I wanted to like this one, but Malick—who has made only five films in 30 years (all flops)—makes it impossible. I can only report what I see. Gorgeous camerawork fills the spaces in the first hour with impressionistic images, as the director, a devout Christian questioning the mysteries of the universe, conducts private talks with God in the form of whispers. (“Where were you?” “Answer me.”) Instead of a narrative cinema, we get fields of sunflowers. Pastures of grazing cows. Oak limbs filtered by sun rays. Instead of dialogue, we get boiling lava, stars like dust mites wafting through midnight darkness, rents in the earth’s surface, tears and crevices in the skin of a vessel called Earth that lead to volcanic explosions. After an hour of disconnected poetic vision, it becomes wincingly clear that Malick has seen Stanley Kubrick’s 2001: A Space Odyssey too many times and is still trying to figure it out.

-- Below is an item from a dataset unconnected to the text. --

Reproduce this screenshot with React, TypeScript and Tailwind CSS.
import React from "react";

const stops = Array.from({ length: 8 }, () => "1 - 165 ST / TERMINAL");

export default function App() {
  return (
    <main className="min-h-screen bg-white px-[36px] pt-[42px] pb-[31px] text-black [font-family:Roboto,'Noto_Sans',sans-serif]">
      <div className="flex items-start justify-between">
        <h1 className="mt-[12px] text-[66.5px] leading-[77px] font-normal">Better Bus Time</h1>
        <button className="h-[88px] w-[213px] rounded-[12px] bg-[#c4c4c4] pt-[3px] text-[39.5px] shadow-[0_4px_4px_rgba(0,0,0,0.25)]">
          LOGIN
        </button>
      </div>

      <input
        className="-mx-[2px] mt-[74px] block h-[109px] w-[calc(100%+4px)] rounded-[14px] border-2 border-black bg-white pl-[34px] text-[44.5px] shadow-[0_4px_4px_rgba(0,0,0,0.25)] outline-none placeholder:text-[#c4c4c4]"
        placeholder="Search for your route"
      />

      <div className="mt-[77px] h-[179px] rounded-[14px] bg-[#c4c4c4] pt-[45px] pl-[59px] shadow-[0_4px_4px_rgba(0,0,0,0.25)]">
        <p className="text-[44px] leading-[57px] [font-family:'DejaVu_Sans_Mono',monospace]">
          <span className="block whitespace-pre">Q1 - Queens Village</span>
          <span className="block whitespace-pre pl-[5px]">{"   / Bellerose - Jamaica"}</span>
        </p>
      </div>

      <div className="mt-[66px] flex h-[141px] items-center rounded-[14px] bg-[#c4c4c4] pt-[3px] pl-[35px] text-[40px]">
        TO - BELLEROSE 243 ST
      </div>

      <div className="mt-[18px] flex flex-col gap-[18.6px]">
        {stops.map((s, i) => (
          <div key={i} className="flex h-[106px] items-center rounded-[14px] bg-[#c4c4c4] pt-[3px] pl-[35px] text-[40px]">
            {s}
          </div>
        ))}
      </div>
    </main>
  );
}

By the time the movie reaches the bloody tissues in the arterial walls of sea urchins floating up from the bottom of the sea, I looked at my watch. Forty-five minutes had passed without a sign of Brad Pitt, and I figured it was time for something to happen. Through deductive reasoning, I also decided this was not a movie, but a TV special made for the National Geographic channel.

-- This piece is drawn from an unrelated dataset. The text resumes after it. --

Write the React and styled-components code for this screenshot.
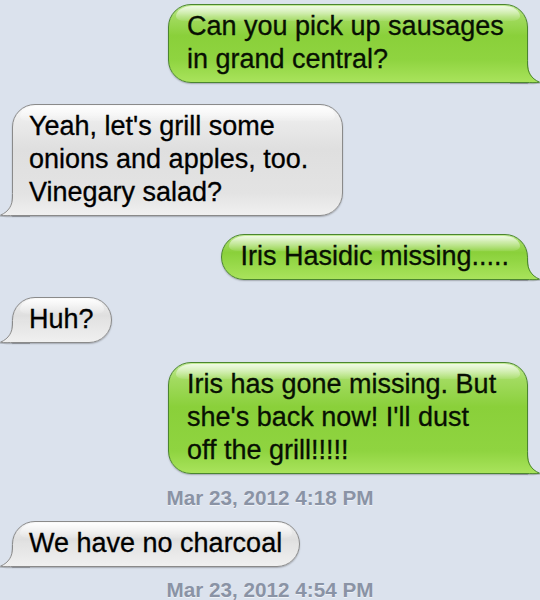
import React, { useId } from "react";
import styled, { createGlobalStyle } from "styled-components";

const Global = createGlobalStyle`
  html, body { margin: 0; padding: 0; background: #dbe2ed; }
  body { font-family: "Liberation Sans", Arial, sans-serif; }
`;

const palettes = {
  sent: {
    border: "#4b8530",
    bottom: "#a9e35c",
    low: "#8fd440",
    mid: "#8ad03a",
    high: "#a2db60",
    top: "#c4ec98",
    text: "#081003",
  },
  recv: {
    border: "#8a8a8a",
    bottom: "#f0f0f0",
    low: "#e3e3e3",
    mid: "#dfdfdf",
    high: "#ebebeb",
    top: "#fafafa",
    text: "#000000",
  },
};

const Thread = styled.div`
  width: 540px;
  height: 600px;
  overflow: hidden;
  box-sizing: border-box;
  padding-top: 4px;
  background: #dbe2ed;
  display: flex;
  flex-direction: column;
`;

const Row = styled.div`
  display: flex;
  justify-content: ${(p) => (p.$sent ? "flex-end" : "flex-start")};
  padding: 0 12px;
  margin-top: ${(p) => p.$gap}px;
`;

const Bubble = styled.div`
  position: relative;
  box-sizing: border-box;
  width: ${(p) => (p.$width ? `${p.$width}px` : "auto")};
  padding: ${(p) => (p.$sent ? "5px 18px 6px 18px" : "5px 17px 6px 16px")};
  border: 1px solid ${(p) => p.$pal.border};
  border-radius: 23px;
  border-bottom-right-radius: ${(p) => (p.$sent ? "0" : "23px")};
  border-bottom-left-radius: ${(p) => (p.$sent ? "23px" : "0")};
  background: linear-gradient(
    to top,
    ${(p) => p.$pal.bottom} 0px,
    ${(p) => p.$pal.low} 22px,
    ${(p) => p.$pal.mid} 60%,
    ${(p) => p.$pal.high} 85%,
    ${(p) => p.$pal.top} 100%
  );
  box-shadow: 0 1px 1.5px rgba(0, 0, 0, 0.25);
  color: ${(p) => p.$pal.text};
  font-size: 27px;
  line-height: 33px;
  white-space: nowrap;
  -webkit-text-stroke: 0.3px ${(p) => p.$pal.text};

  &::before {
    content: "";
    position: absolute;
    top: 1px;
    left: 7px;
    right: 7px;
    height: 15px;
    border-radius: 22px 22px 12px 12px / 14px 14px 6px 6px;
    background: linear-gradient(
      rgba(255, 255, 255, 0.75),
      rgba(255, 255, 255, 0.08)
    );
    pointer-events: none;
  }
`;

const Text = styled.span`
  position: relative;
  z-index: 1;
  display: block;
`;

const TailSvg = styled.svg`
  position: absolute;
  bottom: -1px;
  width: 30px;
  height: 22px;
  overflow: visible;
  ${(p) => (p.$sent ? "right: -13px;" : "left: -13px; transform: scaleX(-1);")}
`;

const FILL = "M0 -0.5 H18 V3 C18 11 21.5 17.5 29.5 21.2 C25 22.3 21 22 16 22 H0 Z";
const EDGE = "M17.5 -0.5 V3 C17.5 11 21 17.5 29.5 21.2 C25 22 21 21.5 16 21.5 H0";

function Tail({ sent, pal }) {
  const raw = useId();
  const id = "g" + raw.replace(/[^a-zA-Z0-9_-]/g, "");
  return (
    <TailSvg $sent={sent} viewBox="0 0 30 22" aria-hidden="true">
      <defs>
        <linearGradient id={id} x1="0" y1="22" x2="0" y2="0" gradientUnits="userSpaceOnUse">
          <stop offset="0" stopColor={pal.bottom} />
          <stop offset="1" stopColor={pal.low} />
        </linearGradient>
      </defs>
      <path d={EDGE} fill="none" stroke="rgba(0,0,0,0.2)" strokeWidth="1.2" transform="translate(0 1)" />
      <path d={FILL} fill={`url(#${id})`} />
      <path d={EDGE} fill="none" stroke={pal.border} strokeWidth="1" />
    </TailSvg>
  );
}

const Stamp = styled.div`
  margin-top: ${(p) => p.$gap}px;
  text-align: center;
  font-family: "Liberation Sans", Arial, sans-serif;
  font-weight: bold;
  font-size: 20.7px;
  line-height: 24px;
  color: #8a93a5;
  text-shadow: 0 1px 0 rgba(255, 255, 255, 0.55);
`;

const items = [
  { type: "msg", sent: true, gap: 0, width: 360, lines: ["Can you pick up sausages", "in grand central?"] },
  { type: "msg", sent: false, gap: 21, width: 331, lines: ["Yeah, let's grill some", "onions and apples, too.", "Vinegary salad?"] },
  { type: "msg", sent: true, gap: 18, lines: ["Iris Hasidic missing....."] },
  { type: "msg", sent: false, gap: 17, lines: ["Huh?"] },
  { type: "msg", sent: true, gap: 19, width: 360, lines: ["Iris has gone missing. But", "she's back now! I'll dust", "off the grill!!!!!"] },
  { type: "stamp", gap: 12, text: "Mar 23, 2012 4:18 PM" },
  { type: "msg", sent: false, gap: 11, lines: ["We have no charcoal"] },
  { type: "stamp", gap: 11, text: "Mar 23, 2012 4:54 PM" },
];

function Message({ sent, gap, width, lines }) {
  const pal = sent ? palettes.sent : palettes.recv;
  return (
    <Row $sent={sent} $gap={gap}>
      <Bubble $sent={sent} $pal={pal} $width={width}>
        <Text>
          {lines.map((l, i) => (
            <React.Fragment key={i}>
              {i > 0 && <br />}
              {l}
            </React.Fragment>
          ))}
        </Text>
        <Tail sent={sent} pal={pal} />
      </Bubble>
    </Row>
  );
}

export default function App() {
  return (
    <>
      <Global />
      <Thread>
        {items.map((it, i) =>
          it.type === "stamp" ? (
            <Stamp key={i} $gap={it.gap}>{it.text}</Stamp>
          ) : (
            <Message key={i} {...it} />
          )
        )}
      </Thread>
    </>
  );
}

Enter the computer-generated dinosaurs, tramping through the woods and stomping each other like figs. Oh, I get it. This is Malick showing us the beginning of time. Whole centuries are left out (thank God) but eventually some people appear, living simply off the land in Waco, Texas. (The movie was filmed in Austin, where it is hard to get a good T-Rex.)

Is there a plot? Well, no. I mean, maybe. That is, sort of. A man (Brad Pitt) and a woman (Jessica Chastain) bear three sons. Step by step, they learn to walk, talk, feel pain and fear, and explore the boundaries of love. In the second hour of this interminable silent saga, Malick finally gets around to showing two parents raising their children—attending a barbecue, gardening, teaching the boys self-defense. They also learn the meaning of cruelty and hate, two things the father possesses in abundance. Never having lived up to his dream of becoming a musician, Dad is a strict and abusive disciplinarian—slapping his wife around, punishing the boys for the slightest offense, like talking at the table with your mouth full of meatloaf (the only thing the mother ever cooks). The kids witness a drowning at a swimming pool. The mother hangs the wash on the clothesline and washes her feet with a lawn hose in the Texas heat. Paced at the speed of an inchworm climbing a tomato vine, the realism is admirable, but none of it has any trajectory or narrative structure.

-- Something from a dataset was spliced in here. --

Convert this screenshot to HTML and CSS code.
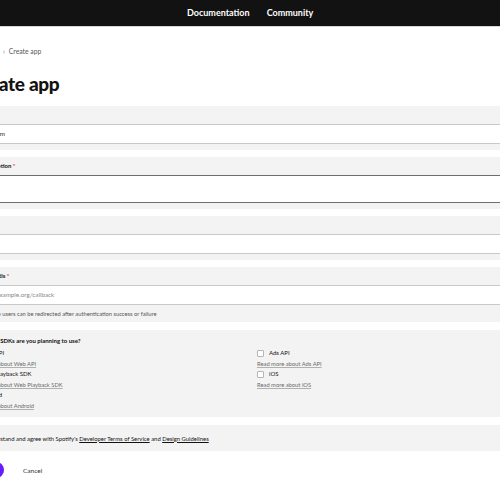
FILE: index.html
```html
<!DOCTYPE html>
<html lang="en">
<head>
<meta charset="utf-8">
<title>Create app</title>
<link rel="stylesheet" href="styles.css">
</head>
<body>
<header class="topbar">
  <nav class="topnav">
    <a class="topnav-link">Documentation</a>
    <a class="topnav-link">Community</a>
  </nav>
</header>
<main class="page">
  <div class="crumbs"><a class="crumb-link">Dashboard</a><span class="crumb-sep">›</span><span class="crumb-current">Create app</span></div>
  <h1 class="title">Create app</h1>
  <form class="form">
    <div class="card">
      <label class="label">App name <span class="req">*</span></label>
      <div class="input">Jam Room</div>
    </div>
    <div class="card">
      <label class="label">App description <span class="req">*</span></label>
      <div class="input textarea"></div>
    </div>
    <div class="card">
      <label class="label">Website</label>
      <div class="input"></div>
    </div>
    <div class="card card-help">
      <label class="label">Redirect URIs <span class="req">*</span></label>
      <div class="input placeholder">https://example.org/callback</div>
      <p class="help">A URI where users can be redirected after authentication success or failure</p>
    </div>
    <div class="card card-sdk">
      <p class="question">Which API/SDKs are you planning to use?</p>
      <div class="sdk-grid">
        <div class="sdk">
          <div class="sdk-row"><span class="box"></span><span class="sdk-name">Web API</span></div>
          <a class="sdk-link">Read more about Web API</a>
        </div>
        <div class="sdk">
          <div class="sdk-row"><span class="box"></span><span class="sdk-name">Ads API</span></div>
          <a class="sdk-link">Read more about Ads API</a>
        </div>
        <div class="sdk">
          <div class="sdk-row"><span class="box"></span><span class="sdk-name">Web Playback SDK</span></div>
          <a class="sdk-link">Read more about Web Playback SDK</a>
        </div>
        <div class="sdk">
          <div class="sdk-row"><span class="box"></span><span class="sdk-name">iOS</span></div>
          <a class="sdk-link">Read more about iOS</a>
        </div>
        <div class="sdk">
          <div class="sdk-row"><span class="box"></span><span class="sdk-name">Android</span></div>
          <a class="sdk-link">Read more about Android</a>
        </div>
      </div>
    </div>
    <div class="card card-terms">
      <span class="box"></span>
      <span class="terms">I understand and agree with Spotify's <a class="terms-link">Developer Terms of Service</a> and <a class="terms-link">Design Guidelines</a></span>
    </div>
    <div class="actions">
      <button class="btn-save" type="button">Save</button>
      <button class="btn-cancel" type="button">Cancel</button>
    </div>
  </form>
</main>
</body>
</html>
```
FILE: styles.css
```css
html, body {
  margin: 0;
  padding: 0;
  overflow: hidden;
  background: #ffffff;
}

body {
  font-family: Lato, "Liberation Sans", sans-serif;
  color: #121212;
  width: 500px;
  height: 500px;
}

.topbar {
  height: 26px;
  background: #121212;
  border-bottom: 1px solid #d6d6d6;
  display: flex;
  align-items: center;
  padding-left: 187px;
}

.topnav {
  display: flex;
  gap: 17px;
}

.topnav-link {
  color: #ffffff;
  font-size: 9px;
  font-weight: 700;
  line-height: 12px;
}

.page {
  margin-left: -40px;
  width: 640px;
}

.crumbs {
  margin-top: 20px;
  padding-left: 6.5px;
  font-size: 6.8px;
  line-height: 8px;
  color: #5a5a5a;
  display: flex;
  align-items: center;
}

.crumb-sep {
  margin: 0 4px 0 4px;
  color: #777777;
}

.title {
  margin: 18px 0 11px 10px;
  font-size: 19px;
  line-height: 22px;
  font-weight: 900;
  letter-spacing: -0.3px;
}

.form {
  display: flex;
  flex-direction: column;
}

.card {
  background: #f3f3f3;
  padding: 0 9px 6px;
  margin-bottom: 7px;
}

.label {
  display: block;
  height: 18px;
  font-size: 6px;
  line-height: 18px;
  font-weight: 700;
}

.req {
  color: #e22134;
}

.input {
  height: 18px;
  background: #ffffff;
  border: 1px solid #c9c9c9;
  padding-left: 6.5px;
  font-size: 6.3px;
  line-height: 18px;
  color: #222222;
}

.textarea {
  height: 26px;
  border-color: #6f6f6f;
}

.placeholder {
  color: #8a8a8a;
}

.card-help {
  padding-bottom: 0;
  margin-bottom: 8px;
}

.help {
  margin: 0;
  height: 17px;
  line-height: 17px;
  font-size: 5.75px;
  color: #555555;
}

.card-sdk {
  padding-top: 6px;
  padding-bottom: 6px;
  margin-bottom: 8px;
}

.question {
  margin: 0 0 2px;
  font-size: 6px;
  line-height: 10px;
  font-weight: 700;
}

.sdk-grid {
  display: grid;
  grid-template-columns: 288px 288px;
}

.sdk {
  display: flex;
  flex-direction: column;
}

.sdk-row {
  display: flex;
  align-items: center;
  gap: 5px;
  height: 10.5px;
}

.box {
  width: 5px;
  height: 5px;
  border: 1px solid #b5b5b5;
  border-radius: 1px;
  background: #ffffff;
  flex: none;
}

.sdk-name {
  font-size: 6px;
  line-height: 10.5px;
  color: #121212;
}

.sdk-link {
  font-size: 5.8px;
  line-height: 10.5px;
  color: #6a6a6a;
  text-decoration: underline;
  text-decoration-color: #b0b0b0;
}

.card-terms {
  display: flex;
  align-items: center;
  gap: 6px;
  height: 26px;
  padding-bottom: 0;
  margin-bottom: 11px;
}

.terms {
  font-size: 5.9px;
  color: #121212;
}

.terms-link {
  text-decoration: underline;
}

.actions {
  display: flex;
  align-items: center;
  padding-left: 9px;
  gap: 19px;
}

.btn-save {
  height: 16px;
  width: 35px;
  border: none;
  border-radius: 8px;
  background: #651dff;
  color: #ffffff;
  font-family: inherit;
  font-size: 6px;
  font-weight: 700;
  padding: 0;
}

.btn-cancel {
  border: none;
  background: none;
  padding: 0;
  font-family: inherit;
  font-size: 6.5px;
  color: #333333;
}
```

With his short, stocky frame, thick bifocals and Texas Panhandle burr cut, Pitt is perfect as a shapeless, faceless 1950s Everyman. Not a single character is developed beyond a penciled outline, the episodic fragments just fly around like popping corn kernels, and instead of acting, Pitt (who also co-produced) is heard on the soundtrack saying things such as, “You spoke to me through her, before I knew I loved you” and “When did you first touch my heart?” Say what? What is he talking about? God, or his miserable, mistreated wife? There is no evidence that anything has ever touched his heart, although the family goes soft and sentimental when one of the boys is killed in the war. Which one? This little sidecar is very ambiguous, but we know it is not the troubled oldest son, Jack, because he keeps appearing on top of a Houston office building in the present day with gray hair and the wrinkled face of a battered Sean Penn, who never says more than a dozen words, none of them bearing any significance. The middle-aged Jack is an architect, disillusioned and soulless, who has learned all the wrong lessons taught by his father, and lost his faith and purpose. Maybe this is a secret from the director’s own relationship with his father, but who cares?

A movie must connect with the emotions of its audience, or what is the point? Obviously, the only thing left for all of these people to do is stage a big family reunion in Heaven, which, in the director’s imagination, is a beatific place populated by people silently walking barefoot on a beach, waving at seagulls.

Except for the children, the actors look bored and indifferent, as though waiting for someone to show up and explain what they’re doing here. No rich, foolish spectacle here—just a lot of arty shots, suitable for framing, better suited to an Imax travelogue.

The commercial possibilities for The Tree of Life are zero, but I doubt if Malick cares. He’s a serious, ambitious, flawed and polarizing director who doesn’t give a hang about vampires, comic-book heroes, pirates wearing eyeliner or mentally challenged adults trying to get laid. He’s a meticulous visionary who knows where to place a camera, but hasn’t got a clue about how to tell a story with simplicity and coherence. Content to make movies for himself that nobody else wants to see as long as he can find someone to foot the bill, he’s also an iconoclast searching for significance. So am I, but not 138 minutes worth. Anyone seeking symmetry in this cinematic taffy pull risks emerging from it with a pretzel for a brain.